What advice do you have for the younger generation?

They should be more active and dedicated to their work. The youths of today, unfortunately, are lazy and seek the cheapest way to enrich themselves. This is why we have a high level of crime.

They don’t want to study hard, they want to be at special centres where they will freely cheat and get into the universities. They should believe in themselves, there are potentials lying within them to take them to the top. This, they must know and invest in. They should do the right thing at the right time, they should focus on what they want to become in life and work towards achieving it.

Why do you think most female lecturers don’t have a settle home?

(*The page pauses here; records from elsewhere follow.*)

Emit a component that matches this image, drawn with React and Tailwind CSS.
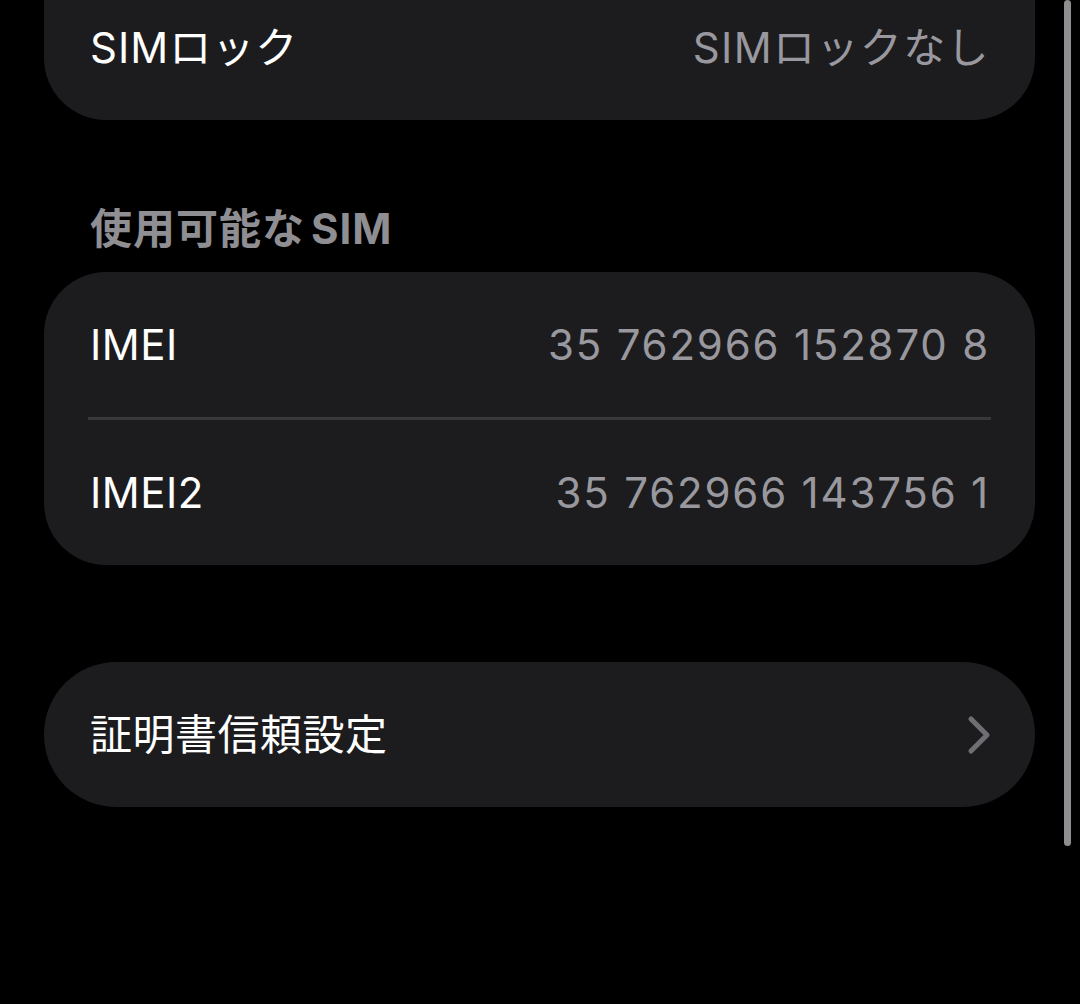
import { ChevronRight } from "lucide-react";

const font = { fontFamily: '"Inter", "Noto Sans CJK JP", sans-serif' };

const Row = ({ label, value, children }) => (
  <div className="flex h-[145px] items-center justify-between pl-[46px] pr-[45px]">
    <span className="text-[42px] tracking-[0.5px] text-white">{label}</span>
    {value && <span className="text-[42px] tracking-[1.8px] text-[#98989e]">{value}</span>}
    {children}
  </div>
);

export default function App() {
  return (
    <div className="relative h-[1004px] w-[1080px] overflow-hidden bg-black" style={font}>
      {/* scrollbar */}
      <div className="absolute right-[9px] top-0 h-[846px] w-[7px] rounded-full bg-[#8e8e90]" />

      <div className="flex w-[1035px] flex-col pl-[44px]">
        {/* top card, cut off */}
        <div className="flex h-[120px] items-start rounded-b-[62px] bg-[#1c1c1e]">
          <div className="flex h-[94px] w-full items-center justify-between pl-[46px] pr-[45px]">
            <span className="text-[42px] tracking-[1px] text-white">SIMロック</span>
            <span className="text-[42px] tracking-[1.4px] text-[#98989e]">SIMロックなし</span>
          </div>
        </div>

        <h2 className="mt-[84px] h-[68px] pl-[46px] text-[42px] font-bold leading-[50px] tracking-[1px] text-[#8e8e93]">
          使用可能な<span className="ml-[6px]">SIM</span>
        </h2>

        <div className="rounded-[62px] bg-[#1c1c1e]">
          <Row label="IMEI" value="35 762966 152870 8" />
          <div className="mx-[44px] h-[3px] bg-[#38383b]" />
          <Row label="IMEI2" value="35 762966 143756 1" />
        </div>

        <div className="mt-[97px] rounded-[72px] bg-[#1c1c1e]">
          <Row label="証明書信頼設定">
            <ChevronRight className="mr-[-21px] text-[#6e6e73]" size={64} strokeWidth={1.9} />
          </Row>
        </div>
      </div>
    </div>
  );
}
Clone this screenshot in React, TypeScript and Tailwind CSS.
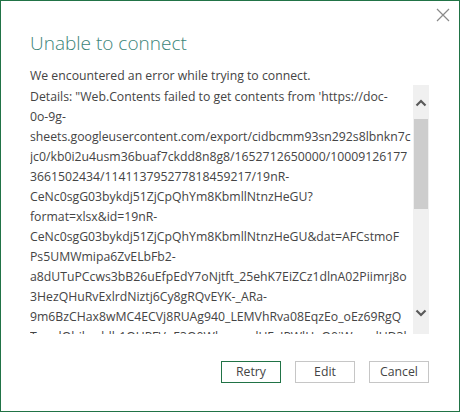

It is nothing but laziness and pride. I see no reason why a woman will say because she is well read and lectures will not give attention to her home. I have been married for over fifteen yeras and I don’t pray for a broken home. Work has an expiry date but your home and immediate family remains yours and with you until you die.

What’s your opinion about full time housewife?

I do not support it because the wife is supposed to lift up the husband’s hands in all areas including in finances. What if the man dies suddenly, how does she run the home without being ridiculed? The sudden death of a husband whose wife is not working can put the whole family into a life of suffering, it can destabilise the entire future of the children and even the wife.

What advice do you have for parents generally?

They should create time for their children, give them solid educational background, sound moral teaching and live a life tha’t is worthy of emulation.